Of course, all of this advice is useful only if you know whether your friends and family are fully vaccinated. Tara Kirk Sell, a senior scholar at the Johns Hopkins Center for Health Security, told us that before you initiate that conversation with a loved one, you should know what level of risk you’re willing to accept. “It’s good to figure out first what your ground rules are before you start trying to find information,” she said. Then explain why you’re so interested in knowing their vaccination status: Maybe you have an unvaccinated child at home; maybe you’re concerned about your life being disrupted by a breakthrough infection.

[Read: Getting back to normal is only possible until you test positive]

Lizzie Post, a co-president of the Emily Post Institute and a co-host of the Awesome Etiquette podcast, suggests another option if asking for someone’s vaccination status directly could cause conflict. You can let your loved one know your COVID safety measures—such as requiring everyone opening presents on Christmas morning to be vaccinated—and ask whether they’re able to accommodate that.

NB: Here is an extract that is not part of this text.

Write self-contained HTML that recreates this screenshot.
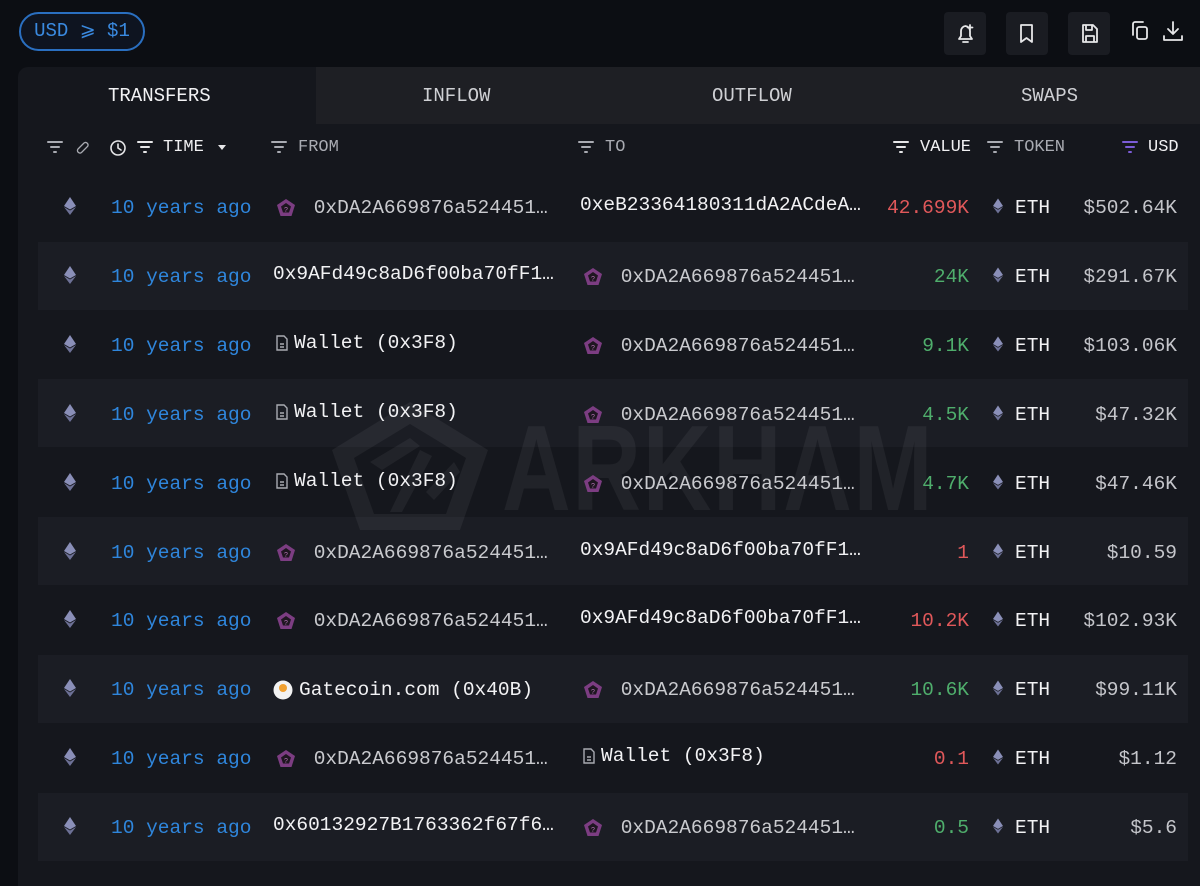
<!DOCTYPE html>
<html><head><meta charset="utf-8"><style>
*{margin:0;padding:0;box-sizing:border-box}
body{width:1200px;height:886px;background:#0c0e13;font-family:"Liberation Mono",monospace;color:#e8e8ea;position:relative;overflow:hidden}
.a{position:absolute;white-space:nowrap}
.pill{left:19px;top:12px;width:126px;height:39px;border:2px solid #2a6fc0;border-radius:20px;color:#3a8ae0;font-size:19px;line-height:35px;text-align:center;background:#0e1420}
.btn{top:12px;width:42px;height:43px;background:#1a1c22;border-radius:4px}
.panel{left:18px;top:67px;width:1182px;height:819px;background:#15171d;border-radius:10px 0 0 0}
.tabbg{left:316px;top:67px;width:884px;height:57px;background:#1e1f24}
.tab{top:85px;font-size:19px;color:#cfd0d4}
.hd{top:138px;font-size:17px;color:#a9abb2}
.stripe{left:38px;width:1150px;height:68px;background:#1b1d24}
.cell{font-size:19.5px}
.t{color:#2f86dc}
.g{color:#c9cace}
.w{color:#f2f2f4}
.red{color:#e0585a}.grn{color:#4fae6c}
.usd{color:#c4c5ca;text-align:right;width:150px}
.val{text-align:right;width:120px}
.fl{display:inline-block;vertical-align:middle;margin-right:6px}
</style></head><body>
<div class="a pill">USD ⩾ $1</div>
<div class="a btn" style="left:944px"></div>
<div class="a btn" style="left:1006px"></div>
<div class="a btn" style="left:1068px"></div>
<svg class="a" style="left:944px;top:12px" width="166" height="43" fill="none" stroke="#e6e6e8" stroke-width="1.8" stroke-linecap="round" stroke-linejoin="round">
<path d="M15 27h13l-2-3v-5a5 5 0 0 0-4.5-5 5 5 0 0 0-4.5 5v5z M19 30h5 M26 13v5 M23.5 15.5h5"/>
<path d="M77 13h11v17l-5.5-4-5.5 4z"/>
<path d="M139 13h10l4 4v13h-14z M142 13v5h6v-5 M142 30v-6h8v6"/>
</svg>
<svg class="a" style="left:1128px;top:18px" width="60" height="30" fill="none" stroke="#e6e6e8" stroke-width="1.8" stroke-linecap="round" stroke-linejoin="round">
<rect x="9" y="9" width="10" height="12" rx="2"/><path d="M5 17V6a2 2 0 0 1 2-2h8"/>
<path d="M45 4v12 M40 11l5 5 5-5 M36 18v4h18v-4"/>
</svg>
<div class="a panel"></div>
<div class="a tabbg"></div>
<div class="a tab w" style="left:108px;color:#f2f2f4">TRANSFERS</div>
<div class="a tab" style="left:422px">INFLOW</div>
<div class="a tab" style="left:712px">OUTFLOW</div>
<div class="a tab" style="left:1021px">SWAPS</div>
<svg class="a" style="left:46px;top:139px" width="1140" height="20" fill="none" stroke-width="2" stroke-linecap="round">
<g stroke="#a9abb2"><path d="M2 3h14M5 8h8M8 13h2"/>
<path d="M32 10l6-6a2.5 2.5 0 0 1 3.5 3.5l-6 6a2.5 2.5 0 0 1-3.5-3.5z" stroke-width="1.3"/></g>
<g stroke="#e6e6e8"><circle cx="72" cy="9" r="7" stroke-width="1.6"/><path d="M72 5v4l3 2" stroke-width="1.6"/>
<path d="M92 3h14M95 8h8M98 13h2"/></g>
<path d="M172 6h8l-4 5z" fill="#e6e6e8" stroke="none"/>
<g stroke="#a9abb2"><path d="M226 3h14M229 8h8M232 13h2"/><path d="M533 3h14M536 8h8M539 13h2"/></g>
<g stroke="#e6e6e8"><path d="M848 3h14M851 8h8M854 13h2"/></g>
<g stroke="#a9abb2"><path d="M942 3h14M945 8h8M948 13h2"/></g>
<g stroke="#7b5cd6"><path d="M1077 3h14M1080 8h8M1083 13h2"/></g>
</svg>
<div class="a hd" style="left:163px;color:#f0f0f2">TIME</div>
<div class="a hd" style="left:298px">FROM</div>
<div class="a hd" style="left:605px">TO</div>
<div class="a hd" style="left:920px;color:#f0f0f2">VALUE</div>
<div class="a hd" style="left:1014px">TOKEN</div>
<div class="a hd" style="left:1148px;color:#f0f0f2">USD</div>

<div class="a stripe" style="top:242px"></div>
<div class="a stripe" style="top:379px"></div>
<div class="a stripe" style="top:517px"></div>
<div class="a stripe" style="top:655px"></div>
<div class="a stripe" style="top:793px"></div>

<svg class="a" style="left:330px;top:402px" width="160" height="130" fill="rgba(255,255,255,0.055)">
<path d="M80 0l78 48-28 80H30L2 48z M80 22L24 56l20 56h72l20-56z"/>
<path d="M40 60l40-24 10 8-38 24z M60 110l30-62 12 6-30 56z M96 90l28-30 6 10-26 28z"/>
</svg>
<div class="a" style="left:502px;top:398px;font-family:'Liberation Sans',sans-serif;font-weight:bold;font-size:122px;color:rgba(255,255,255,0.055);transform:scaleX(0.78);transform-origin:left;letter-spacing:2px">ARKHAM</div>

<div id="rows"></div>
<script>
var eth='<svg class="fl" width="12" height="18" viewBox="0 0 12 18"><path d="M6 0L0 9l6 3.5L12 9z" fill="#8a8fb8"/><path d="M6 13.5L0 10l6 8 6-8z" fill="#6d7196"/></svg>';
var ethS='<svg class="fl" width="10" height="16" viewBox="0 0 12 18"><path d="M6 0L0 9l6 3.5L12 9z" fill="#8a8fb8"/><path d="M6 13.5L0 10l6 8 6-8z" fill="#6d7196"/></svg>';
var pent='<svg class="fl" width="20" height="20" viewBox="0 0 20 20"><path d="M10 1l9 6-3.5 11h-11L1 7z" fill="#7c3d82"/><path d="M10 5l5 3.5-2 6H7l-2-6z" fill="#1e1620"/><text x="10" y="14" font-size="7" fill="#b070b0" text-anchor="middle" font-family="Liberation Sans">?</text></svg>';
var doc='<svg class="fl" width="14" height="16" viewBox="0 0 14 16" fill="none" stroke="#a9abb2" stroke-width="1.4"><path d="M2 1h7l3 3v11H2z M5 9h4M5 12h4"/></svg>';
var gate='<svg class="fl" width="20" height="20"><circle cx="10" cy="10" r="9.5" fill="#f2f2f2"/><circle cx="10" cy="8" r="4" fill="#f0a030"/></svg>';
var DA='0xDA2A669876a524451…';
var R=[
['p',DA,'w','0xeB23364180311dA2ACdeA…','42.699K','red','$502.64K'],
['w','0x9AFd49c8aD6f00ba70fF1…','p',DA,'24K','grn','$291.67K'],
['d','Wallet (0x3F8)','p',DA,'9.1K','grn','$103.06K'],
['d','Wallet (0x3F8)','p',DA,'4.5K','grn','$47.32K'],
['d','Wallet (0x3F8)','p',DA,'4.7K','grn','$47.46K'],
['p',DA,'w','0x9AFd49c8aD6f00ba70fF1…','1','red','$10.59'],
['p',DA,'w','0x9AFd49c8aD6f00ba70fF1…','10.2K','red','$102.93K'],
['g','Gatecoin.com (0x40B)','p',DA,'10.6K','grn','$99.11K'],
['p',DA,'d','Wallet (0x3F8)','0.1','red','$1.12'],
['w','0x60132927B1763362f67f6…','p',DA,'0.5','grn','$5.6']];
function ad(k,t,x,top){
 if(k=='p')return '<div class="a cell g" style="left:'+(x+3)+'px;top:'+top+'px">'+pent+' '+t+'</div>';
 if(k=='d')return '<div class="a cell w" style="left:'+(x+2)+'px;top:'+(top-3)+'px">'+doc.replace('class="fl"','class="fl" style="margin-right:5px"')+t+'</div>';
 if(k=='g')return '<div class="a cell w" style="left:'+x+'px;top:'+top+'px">'+gate+t+'</div>';
 return '<div class="a cell w" style="left:'+x+'px;top:'+(top-3)+'px">'+t+'</div>';
}
var h='';
R.forEach(function(r,i){
 var c=207+i*68.9, top=Math.round(c-10);
 h+='<div class="a" style="left:64px;top:'+(Math.round(c)-10)+'px">'+eth+'</div>';
 h+='<div class="a cell t" style="left:111px;top:'+top+'px">10 years ago</div>';
 h+=ad(r[0],r[1],273,top);
 h+=ad(r[2],r[3],580,top);
 h+='<div class="a cell val '+r[5]+'" style="left:849px;top:'+top+'px">'+r[4]+'</div>';
 h+='<div class="a" style="left:993px;top:'+(Math.round(c)-10)+'px">'+ethS+'</div>';
 h+='<div class="a cell w" style="left:1015px;top:'+top+'px">ETH</div>';
 h+='<div class="a cell usd" style="left:1027px;top:'+top+'px">'+r[6]+'</div>';
});
document.getElementById('rows').innerHTML=h;
</script>
</body></html>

If they say they can’t, Post says, you can offer an alternative, such as joining via Zoom, wearing a mask, or gathering outside.

If the conversation gets heated, Amanda Craig, a licensed marriage and family therapist practicing in New York City and Connecticut, recommends letting your family member or friend know that you appreciate where they’re coming from, but you won’t back down on your own safety. The ability to express ourselves, especially to our loved ones, is crucial for our health too, Craig told us. Family are the people who are supposed to care about us. “If we can’t be honest with them,” she said, “that’s a whole different problem.”